Advies om met een Alzheimerpatiënt om te gaan
- Houd je aan dezelfde routine.
- Scheld ze niet uit.
- Vat niets verkeerd op van wat ze zeggen of doen. Hun fouten zijn het product van hun ziekte.
- Maak nooit ruzie met ze. Probeer kalm te blijven.
- Prijs ze voor hun prestaties. Moedig ze aan en leer ze, maar breng ze nooit in verlegenheid. Help ze met hun eigenwaarde. Laat bijvoorbeeld een klein geldbedrag achter dat ze zelf kunnen beheren en betrek ze bij familiebijeenkomsten en -gesprekken, enz.
- Laat ze hun eigen ritme aannemen.
- Toon hen genegenheid.
Zorg voor jezelf
Het is heel belangrijk dat je je ervan bewust bent dat, als je de verzorger bent van iemand met de ziekte van Alzheimer, je voor jezelf moet zorgen.
Steun daarom op de mensen om je heen. Praat over hoe je je voelt en hoe hun ziekte je beïnvloedt en gun jezelf wat vrije tijd. Deze maatregelen zijn essentieel. Onthoud dat als je hun steun moet zijn, je zelf ook gezond moet zijn.

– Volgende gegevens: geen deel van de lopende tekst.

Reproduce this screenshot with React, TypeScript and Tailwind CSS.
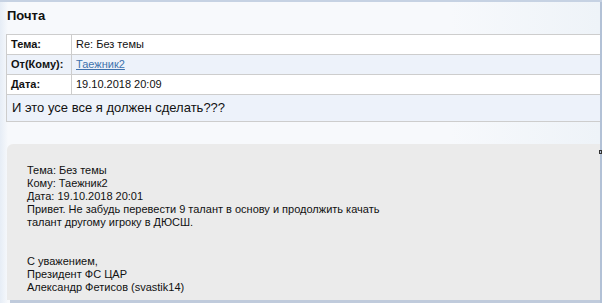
import React from "react";

const font = { fontFamily: '"Liberation Sans", Arial, sans-serif' };

function Row({ label, children, alt }: { label: string; children: React.ReactNode; alt?: boolean }) {
  return (
    <div className={`flex h-[20px] border-t border-[#cdcdcd] ${alt ? "bg-[#edf2fa]" : "bg-white"}`}>
      <div className="w-[65px] border-l border-[#cdcdcd] pl-[4px] flex items-center text-[11px] font-bold text-[#111]">
        {label}
      </div>
      <div className="flex-1 border-l border-[#cdcdcd] pl-[4px] flex items-center text-[11px] text-[#111]">
        {children}
      </div>
    </div>
  );
}

export default function App() {
  return (
    <div
      className="relative w-[602px] h-[303px] overflow-hidden bg-[#f7f9fc] border-t-2 border-[#c6d2e3]"
      style={font}
    >
      <div className="absolute inset-y-0 left-0 w-[8px] bg-gradient-to-r from-[#e6edf6] to-transparent" />
      <div className="absolute top-0 bottom-0 right-[2px] w-[150px] bg-gradient-to-r from-transparent to-[#eef3f8]" />
      <div className="relative flex flex-col h-full pr-[2px]">
        <div className="h-[32px] pl-[7px] pt-[4px] text-[13px] font-bold text-[#111]">Почта</div>
        <div className="ml-[6px] flex flex-col border-b border-[#cdcdcd]">
          <Row label="Тема:">Re: Без темы</Row>
          <Row label="От(Кому):" alt>
            <span className="underline text-[#3f72ad]">Таежник2</span>
          </Row>
          <Row label="Дата:">19.10.2018 20:09</Row>
          <div className="h-[27px] border-t border-l border-[#cdcdcd] bg-[#edf2fa] pl-[5px] flex items-center text-[13px] text-[#111]">
            И это усе все я должен сделать???
          </div>
        </div>
        <div className="h-[22px]" />
        <div className="ml-[7px] flex-1 bg-[#ebebeb] rounded-tl-[6px] pl-[20px] pt-[20px] text-[11px] leading-[13px] text-[#111]">
          <div>Тема: Без темы</div>
          <div>Кому: Таежник2</div>
          <div>Дата: 19.10.2018 20:01</div>
          <div>Привет. Не забудь перевести 9 талант в основу и продолжить качать</div>
          <div>талант другому игроку в ДЮСШ.</div>
          <div className="h-[13px]" />
          <div className="h-[13px]" />
          <div>С уважением,</div>
          <div>Президент ФС ЦАР</div>
          <div>Александр Фетисов (svastik14)</div>
        </div>
        <div className="h-[3px] ml-[10px] bg-[#c0cbdc]" />
      </div>
      <div className="absolute top-0 bottom-0 right-0 w-[2px] bg-[#b2c1d6]" />
      <div className="absolute right-0 top-[148px] w-[3px] h-[4px] border border-[#333]" />
    </div>
  );
}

Er is tot op heden geen duidelijk antwoord op de vraag of Alzheimer voorkomen kan worden of niet. Lichaamsbeweging en dieet, het onderhouden van sociale banden en intellectuele mentale activiteit kunnen echter in sommige gevallen helpen om het begin en de progressie van de ziekte te vertragen.